Looking at the numbers, the UK pension compared to Europe is low, based on OECD’s average of 69.1%, but far from the lowest pension in Europe.
Many people in the UK choose to delay their pension and claim it at a later date (after they reach the State Pension age) to enjoy a higher income in retirement.
Uk citizens who reached the State Pension age on or after 6 April 2016 and choose to defer their State Pension can increase it by 1% every 9 weeks.
Those who reached State Pension age before 6 April 2016 have their pensions increased by 1% every 5 weeks. Once they claim it, they have the option to either receive a higher monthly income or take the extra State Pension as a lump sum.
The extra State Pension is taxable for all UK citizens. However, the deferral can still make a difference when comparing the state pension by country.
State pensions in Europe can vary significantly from one country to the next.
In France, state pensions are essentially funded by social security contributions, which are usually made by employers.
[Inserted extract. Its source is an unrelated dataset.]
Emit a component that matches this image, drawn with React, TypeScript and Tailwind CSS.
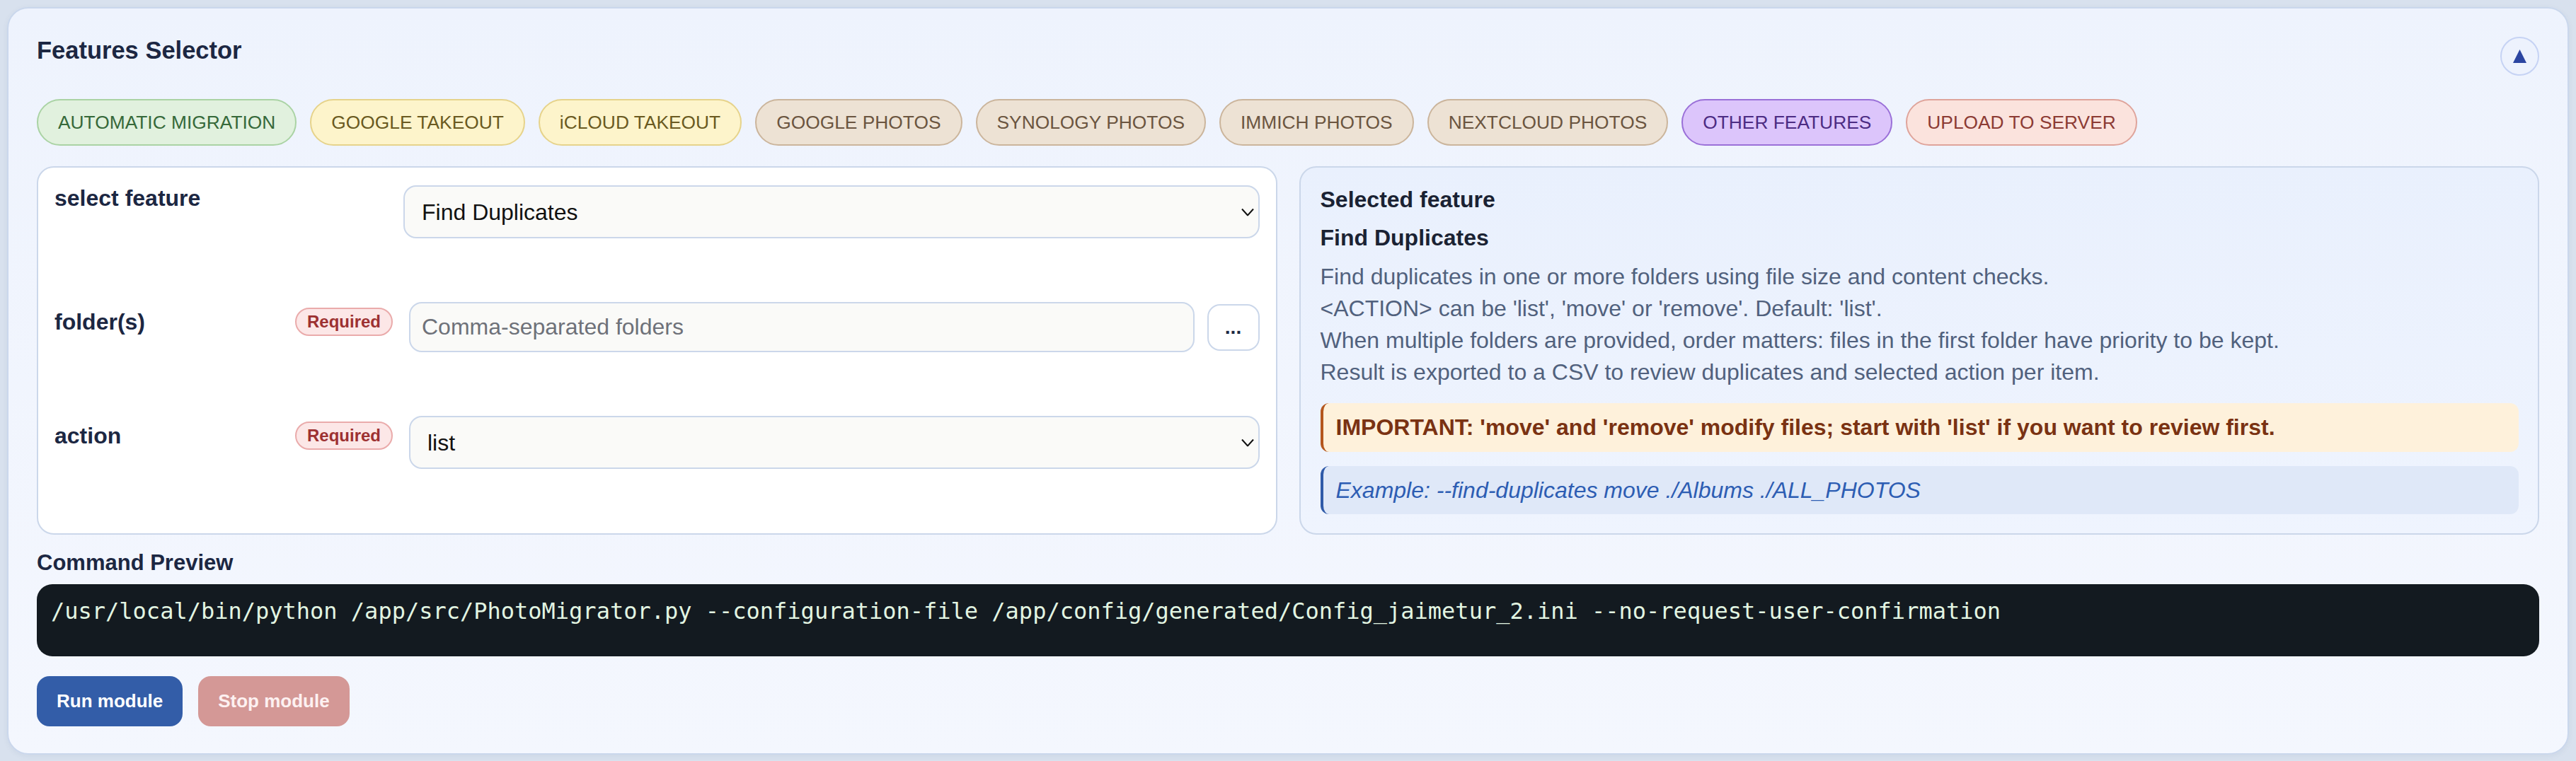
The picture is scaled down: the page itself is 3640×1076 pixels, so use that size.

Retirees must have worked for at least ten years to qualify for a state pension and can retire when they turn 62.
Under the French state pension program, retirees are entitled to a maximum of 50% of their yearly average wages, up to a maximum of €39,732 per year.
According to OECD numbers, state pensioners in France receive 74% of their working wage.
In Germany, the current official retirement age for both men and women is 65 years, but it is expected to climb to 67 by 2029, due to changes introduced by the government.
There are no maximum or minimum state pensions in the country. The amount depends on the worker’s average income, the number of years worked, and their age. The net replacement rate is 51%.
The state pension system in the UK operates on a pay-as-you-go basis. It is funded through social security taxes, which are paid both by employees and employers.
The retirement age in the US depends on the retiree’s year of birth and ranges between 62 and 70.
The amount depends on which state they live in, how long they’ve been part of the workforce, and the level of workplace pension. According to the OECD, the net replacement rate is 51%.
Australia’s state pension system is means-tested.
On average, Australian workers receive around 41% of their salary as the state pension.
However, the maximum amount retirees can receive is AUS $900.80 per fortnight, or AUS $679.00 if you’re in a couple (for a total of $1358). Currently, retirees in Australia can start claiming their state pension at the age of 65 and six months.
The UK pensions compared to other countries and the net replacement rate are below average. However, pensioners in the UK don’t rely on state pensions as much as retirees in other countries. What’s more, there are many benefits and allowances that retirees can claim, which can significantly boost their income in retirement. Finally, the amount of money you need for a comfortable retirement also depends on your lifestyle and personal circumstances.